Preserving Farmland: Current Trends and Future Options (Part 1)

Farmland preservation, (especially that of ‘prime farmland’) is essential to our agricultural future. In part 1 of this post we show where prime farmland exists in the U.S. and where it is threatened by current trends.

According to USDA’s Natural Resources Conservation Service (NRCS) Prime farmland is land that has the best combination of physical and chemical characteristics for producing food, feed, fiber, forage, oilseed, and other agricultural crops with minimum inputs of fuel, fertilizer, pesticides, and labor, without intolerable soil erosion, as determined by the Secretary of Agriculture. Prime farmland also includes land that possesses the above characteristics but is used to produce livestock or timber. It does not include land already in or committed to urban development or water storage.Obviously, the protection of prime farmland is essential to a sustainable agriculture future. But there are many pressures on farmland the most obvious of which is development. As we continue to create new infrastructure, farmland becomes increasingly threatened. This is especially true with prime farmland in areas close to urban centers. As many of us have observed, the tenancy to grow our infrastructure ‘out’ rather than ‘up’ can quiclky swallow vast tracts of farmland as development value becomes exponentially higher than agricultural production value.

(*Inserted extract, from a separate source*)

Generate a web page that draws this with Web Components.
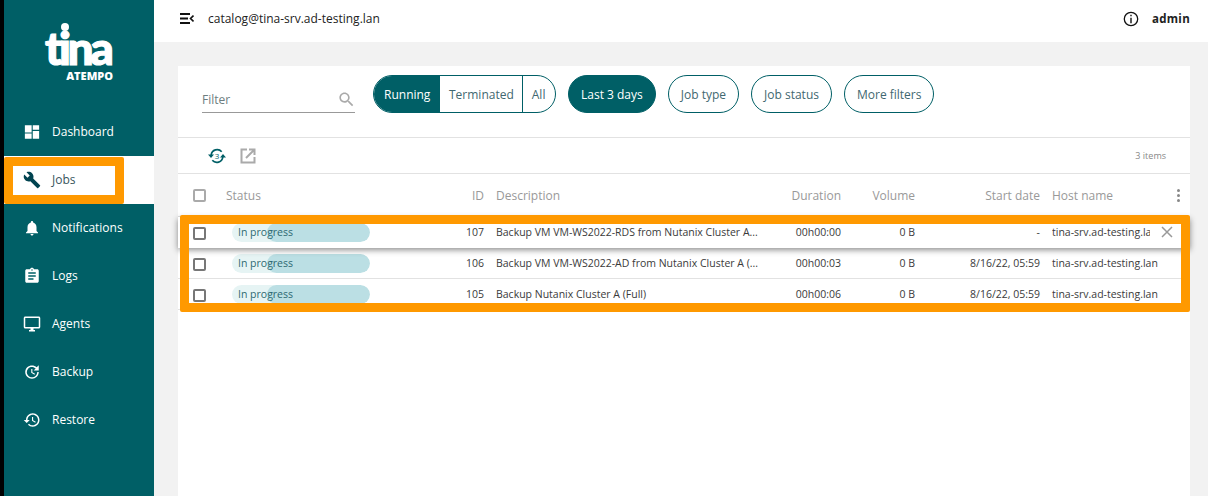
<!DOCTYPE html>
<html>
<head>
<meta charset="utf-8">
<style>
  html, body { margin: 0; height: 100%; overflow: hidden; }
  body { font-family: "Open Sans", sans-serif; font-size: 12px; color: #333; background: #f2f2f2; }
  #app { display: flex; height: 496px; }
  #main { flex: 1; display: flex; flex-direction: column; min-width: 0; }
  #content { flex: 1; padding: 24px 18px 0 24px; min-height: 0; }
</style>
</head>
<body>
<div id="app">
  <side-bar>
    <nav-item icon="dashboard" label="Dashboard"></nav-item>
    <nav-item icon="jobs" label="Jobs" active></nav-item>
    <nav-item icon="bell" label="Notifications"></nav-item>
    <nav-item icon="logs" label="Logs"></nav-item>
    <nav-item icon="agents" label="Agents"></nav-item>
    <nav-item icon="backup" label="Backup"></nav-item>
    <nav-item icon="restore" label="Restore"></nav-item>
  </side-bar>
  <div id="main">
    <top-bar catalog="catalog@tina-srv.ad-testing.lan" user="admin"></top-bar>
    <div id="content">
      <jobs-card>
        <filter-bar slot="filters"></filter-bar>
        <job-row slot="rows" job="107" desc="Backup VM VM-WS2022-RDS from Nutanix Cluster A..." duration="00h00:00" volume="0 B" date="-" host="tina-srv.ad-testing.lan" hovered></job-row>
        <job-row slot="rows" job="106" desc="Backup VM VM-WS2022-AD from Nutanix Cluster A (..." duration="00h00:03" volume="0 B" date="8/16/22, 05:59" host="tina-srv.ad-testing.lan"></job-row>
        <job-row slot="rows" job="105" desc="Backup Nutanix Cluster A (Full)" duration="00h00:06" volume="0 B" date="8/16/22, 05:59" host="tina-srv.ad-testing.lan"></job-row>
      </jobs-card>
    </div>
  </div>
</div>

<script>
const ICONS = {
  dashboard: 'M2.500 3h9v9.500h-9zM2.500 14h9v7h-9zM13 3h8.500v6H13zM13 10.500h8.500V21H13z',
  jobs: 'M22.7 19l-9.1-9.1c.9-2.3.4-5-1.5-6.9-2-2-5-2.4-7.4-1.3L9 6 6 9 1.6 4.7C.4 7.1.9 10.1 2.9 12.1c1.9 1.9 4.6 2.4 6.9 1.5l9.1 9.1c.4.4 1 .4 1.4 0l2.3-2.3c.5-.4.5-1.1.1-1.4z',
  bell: 'M12 22c1.1 0 2-.9 2-2h-4c0 1.1.9 2 2 2zm6-6v-5c0-3.07-1.63-5.64-4.5-6.32V4c0-.83-.67-1.5-1.5-1.5s-1.5.67-1.5 1.5v.68C7.64 5.36 6 7.92 6 11v5l-2 2v1h16v-1l-2-2z',
  logs: 'M19 3h-4.18C14.4 1.84 13.3 1 12 1c-1.3 0-2.4.84-2.82 2H5c-1.1 0-2 .9-2 2v14c0 1.1.9 2 2 2h14c1.1 0 2-.9 2-2V5c0-1.1-.9-2-2-2zm-7 0c.55 0 1 .45 1 1s-.45 1-1 1-1-.45-1-1 .45-1 1-1zm2 14H7v-2h7v2zm3-4H7v-2h10v2zm0-4H7V7h10v2z',
  agents: 'M21 2H3c-1.1 0-2 .9-2 2v12c0 1.1.9 2 2 2h7v2H8v2h8v-2h-2v-2h7c1.1 0 2-.9 2-2V4c0-1.1-.9-2-2-2zm0 14H3V4h18v12z',
  backup: 'M21 10.12h-6.78l2.74-2.82c-2.73-2.7-7.15-2.8-9.88-.1-2.73 2.71-2.73 7.08 0 9.79s7.15 2.71 9.88 0C18.32 15.65 19 14.08 19 12.1h2c0 1.98-.88 4.55-2.64 6.29-3.51 3.48-9.21 3.48-12.72 0-3.5-3.47-3.53-9.11-.02-12.58s9.14-3.47 12.65 0L21 3v7.12zM12.5 8v4.25l3.5 2.08-.72 1.21L11 13V8h1.5z',
  restore: 'M13 3c-4.97 0-9 4.03-9 9H1l3.89 3.89.07.14L9 12H6c0-3.87 3.13-7 7-7s7 3.13 7 7-3.13 7-7 7c-1.93 0-3.68-.79-4.94-2.06l-1.42 1.42C8.27 19.99 10.51 21 13 21c4.97 0 9-4.03 9-9s-4.03-9-9-9zm-1 5v5l4.28 2.54.72-1.21-3.5-2.08V8H12z'
};

class SideBar extends HTMLElement {
  constructor() {
    super();
    this.attachShadow({mode: "open"}).innerHTML = `
    <style>
      :host {
        display: block;
        width: 150px;
        flex: none;
        border-left: 4px solid #000;
        background: #005f66;
        color: #fff;
      }
      .logo {
        position: relative;
        height: 108px;
        box-sizing: border-box;
        padding: 25px 0 0 38px;
        font-family: Lato, sans-serif;
      }
      .tina {
        display: block;
        margin-left: 3px;
        font-size: 46px;
        font-weight: 900;
        line-height: 46px;
        letter-spacing: -3.4px;
        -webkit-text-stroke: 1.2px #fff;
      }
      .dot {
        position: absolute;
        left: 57px;
        top: 23px;
        width: 8px;
        height: 8px;
        border-radius: 50%;
        background: #fff;
      }
      .atempo {
        display: block;
        width: 71px;
        text-align: right;
        font-family: "Open Sans", sans-serif;
        font-size: 11px;
        font-weight: 800;
        line-height: 10px;
      }
    </style>
    <div class="logo"><span class="tina">tina</span><i class="dot"></i><span class="atempo">ATEMPO</span></div>
    <slot></slot>`;
  }
}
customElements.define("side-bar", SideBar);

class NavItem extends HTMLElement {
  constructor() {
    super();
    const active = this.hasAttribute("active");
    this.attachShadow({mode: "open"}).innerHTML = `
    <style>
      :host {
        display: flex;
        align-items: center;
        position: relative;
        height: 48px;
        padding-left: 19px;
        font-size: 12px;
        color: ${active ? "#38555c" : "#fff"};
        background: ${active ? "#fff" : "transparent"};
      }
      svg { width: 18px; height: 18px; fill: ${active ? "#004350" : "#fff"}; margin-right: 11px; }
      span { margin-bottom: 2px; }
      .mark {
        position: absolute;
        left: 0;
        top: 1px;
        width: 102px;
        height: 29px;
        border: 9px solid #ff9900;
        border-radius: 2px;
      }
    </style>
    <svg viewBox="0 0 24 24"><path d="${ICONS[this.getAttribute("icon")]}"/></svg>
    <span>${this.getAttribute("label")}</span>
    ${active ? '<div class="mark"></div>' : ''}`;
  }
}
customElements.define("nav-item", NavItem);

class TopBar extends HTMLElement {
  constructor() {
    super();
    this.attachShadow({mode: "open"}).innerHTML = `
    <style>
      :host {
        display: flex;
        align-items: center;
        flex: none;
        height: 42px;
        padding: 0 18px 5px 26px;
        box-sizing: border-box;
        background: #fff;
        color: #222;
        font-size: 12px;
      }
      .menu { width: 14px; height: 11px; margin-right: 14px; }
      .catalog { flex: 1; }
      .info { width: 16px; height: 16px; margin-right: 13px; }
      .user { font-weight: 700; font-size: 11.5px; letter-spacing: .3px; }
    </style>
    <svg class="menu" viewBox="0 0 14 11"><path d="M0 0h10v2H0zM0 4.500h8v2H0zM0 9h10v2H0z" fill="#111"/><path d="M13.500 2.500L10.500 5.500l3 3" fill="none" stroke="#111" stroke-width="1.600"/></svg>
    <span class="catalog">${this.getAttribute("catalog")}</span>
    <svg class="info" viewBox="0 0 16 16"><circle cx="8" cy="8" r="6.700" fill="none" stroke="#111" stroke-width="1.300"/><path d="M7.300 3.800h1.400v1.500H7.300zM7.300 6.700h1.400v5.500H7.300z" fill="#111"/></svg>
    <span class="user">${this.getAttribute("user")}</span>`;
  }
}
customElements.define("top-bar", TopBar);

class FilterBar extends HTMLElement {
  constructor() {
    super();
    this.attachShadow({mode: "open"}).innerHTML = `
    <style>
      :host {
        display: flex;
        align-items: center;
        height: 72px;
        padding: 0 0 15px 24px;
        box-sizing: border-box;
        border-bottom: 1px solid #e2e2e2;
        font-size: 12px;
        color: #3f6870;
      }
      .filter {
        display: flex;
        align-items: center;
        justify-content: space-between;
        width: 153px;
        height: 25px;
        box-sizing: border-box;
        margin: 12px 18px 0 0;
        border-bottom: 1px solid #999;
        color: #6d7d80;
      }
      .filter svg { width: 19px; height: 19px; fill: #aaa; margin-right: -1px; }
      .group {
        display: flex;
        width: 183px;
        flex: none;
        height: 38px;
        box-sizing: border-box;
        border: 1px solid #005f66;
        border-radius: 19px;
        overflow: hidden;
        margin-right: 12px;
      }
      .group span { display: flex; align-items: center; padding: 0 9px; }
      .group .on { background: #005f66; color: #fff; padding: 0 9px 0 10px; width: 47px; }
      .group span + span { border-left: 1px solid #005f66; }
      .group .on + span { border-left: 0; padding-right: 8px; }
      .pill {
        display: flex;
        align-items: center;
        height: 38px;
        box-sizing: border-box;
        padding: 0 12px;
        border: 1px solid #005f66;
        border-radius: 19px;
        margin-right: 12px;
      }
      .pill.on { background: #005f66; color: #fff; }
    </style>
    <div class="filter"><span>Filter</span>
      <svg viewBox="0 0 24 24"><path d="M15.500 14h-.79l-.28-.27C15.410 12.590 16 11.110 16 9.500 16 5.910 13.090 3 9.500 3S3 5.910 3 9.500 5.910 16 9.500 16c1.610 0 3.090-.59 4.230-1.570l.27.28v.79l5 4.990L20.490 19l-4.990-5zm-6 0C7.010 14 5 11.990 5 9.500S7.010 5 9.500 5 14 7.010 14 9.500 11.990 14 9.500 14z"/></svg>
    </div>
    <div class="group"><span class="on">Running</span><span>Terminated</span><span>All</span></div>
    <div class="pill on">Last 3 days</div>
    <div class="pill">Job type</div>
    <div class="pill">Job status</div>
    <div class="pill">More filters</div>`;
  }
}
customElements.define("filter-bar", FilterBar);

const COLUMNS = "33px 234px 24px 298px 59px 74px 125px 1fr";

class JobsCard extends HTMLElement {
  constructor() {
    super();
    this.attachShadow({mode: "open"}).innerHTML = `
    <style>
      :host { display: block; height: 100%; background: #fff; }
      .tools {
        display: flex;
        align-items: center;
        height: 36px;
        box-sizing: border-box;
        padding: 0 24px 0 30px;
        border-bottom: 1px solid #e2e2e2;
      }
      .sync { width: 18px; height: 18px; margin-right: 13px; }
      .open { width: 18px; height: 18px; flex: none; }
      .count { margin-left: auto; font-size: 9px; color: #888; }
      .head {
        display: grid;
        grid-template-columns: ${COLUMNS};
        align-items: center;
        height: 43px;
        box-sizing: border-box;
        padding-left: 15px;
        border-bottom: 1px solid #e2e2e2;
        font-size: 12px;
        color: #999;
      }
      .box { width: 13px; height: 13px; box-sizing: border-box; border: 2px solid #aaa; border-radius: 2px; }
      .right { text-align: right; }
      .desc { padding-left: 12px; }
      .host { padding-left: 12px; display: flex; justify-content: space-between; align-items: center; padding-right: 10px; }
      .kebab { display: flex; flex-direction: column; gap: 2px; }
      .kebab i { width: 3px; height: 3px; border-radius: 50%; background: #888; }
      .rows { position: relative; }
      .mark {
        position: absolute;
        left: 2px;
        right: 0;
        top: -2px;
        bottom: -2px;
        border: 9px solid #ff9900;
        border-radius: 2px;
        z-index: 2;
      }
    </style>
    <slot name="filters"></slot>
    <div class="tools">
      <svg class="sync" viewBox="0 0 18 18">
        <path d="M3.200 8a6 6 0 0 1 10.500-3.300M14.800 10a6 6 0 0 1-10.500 3.300" fill="none" stroke="#005f66" stroke-width="1.700"/>
        <path d="M0 7.500h6L3 11zM12 10.500h6L15 7z" fill="#005f66"/>
        <text x="9" y="11.500" font-size="8" text-anchor="middle" fill="#005f66" font-family="Open Sans">3</text>
      </svg>
      <svg class="open" viewBox="0 0 18 18"><path d="M8 2.500H2.500v13h13V10" fill="none" stroke="#aaa" stroke-width="2"/><path d="M7 11l8-8M10 2.500h5.500V8" fill="none" stroke="#aaa" stroke-width="2"/></svg>
      <span class="count">3 items</span>
    </div>
    <div class="head">
      <div class="box"></div>
      <div>Status</div>
      <div class="right">ID</div>
      <div class="desc">Description</div>
      <div class="right">Duration</div>
      <div class="right">Volume</div>
      <div class="right">Start date</div>
      <div class="host"><span>Host name</span><span class="kebab"><i></i><i></i><i></i></span></div>
    </div>
    <div class="rows"><slot name="rows"></slot><div class="mark"></div></div>`;
  }
}
customElements.define("jobs-card", JobsCard);

class JobRow extends HTMLElement {
  constructor() {
    super();
    const hovered = this.hasAttribute("hovered");
    const a = n => this.getAttribute(n);
    this.attachShadow({mode: "open"}).innerHTML = `
    <style>
      :host {
        display: grid;
        grid-template-columns: ${COLUMNS};
        align-items: center;
        position: relative;
        height: 31px;
        box-sizing: border-box;
        padding: 0 0 0 15px;
        border-bottom: 1px solid #e2e2e2;
        background: #fff;
        font-size: 10.5px;
        color: #3a3a3a;
        ${hovered ? "box-shadow: 0 2px 6px rgba(0,0,0,.45); z-index: 1; border-bottom-color: transparent;" : ""}
      }
      .box { width: 13px; height: 13px; box-sizing: border-box; border: 2px solid #777; border-radius: 2px; margin-top: 2px; }
      .status {
        position: relative;
        width: 138px;
        height: 19px;
        margin-left: 6px;
        border-radius: 10px;
        background: #e6f4f4;
        line-height: 18px;
        color: #2e6a72;
        overflow: hidden;
      }
      .status i { position: absolute; right: 0; top: 0; bottom: 0; width: 103px; border-radius: 10px; background: #bbdfe4; }
      .status span { position: relative; padding-left: 6px; }
      .right { text-align: right; margin-bottom: 1px; }
      .desc { padding-left: 12px; white-space: nowrap; margin-bottom: 1px; }
      .host { padding-left: 12px; white-space: nowrap; display: flex; align-items: center; margin-bottom: 1px; }
      .name { ${hovered ? "width: 98px; overflow: hidden;" : ""} }
      .close { width: 12px; height: 12px; margin-left: 11px; }
    </style>
    <div class="box"></div>
    <div><div class="status"><i></i><span>In progress</span></div></div>
    <div class="right">${a("job")}</div>
    <div class="desc">${a("desc")}</div>
    <div class="right">${a("duration")}</div>
    <div class="right">${a("volume")}</div>
    <div class="right">${a("date")}</div>
    <div class="host"><span class="name">${a("host")}</span>${hovered ? '<svg class="close" viewBox="0 0 12 12"><path d="M1 1l10 10M11 1L1 11" stroke="#999" stroke-width="1.500"/></svg>' : ''}</div>`;
  }
}
customElements.define("job-row", JobRow);
</script>
</body>
</html>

And with an aging farmer population this trend is exacerbated, since farmers tend to have their assets tied up in land equity, and require liquidation of that equity to retire. In addition, the difficulty of splitting assets between siblings in the case of inheritance often makes retaining farmland in production difficult, even if one or more of these next generation siblings wishes to farm. For this reason farm succession planning and farmland preservation efforts are extremely important to our agricultural future.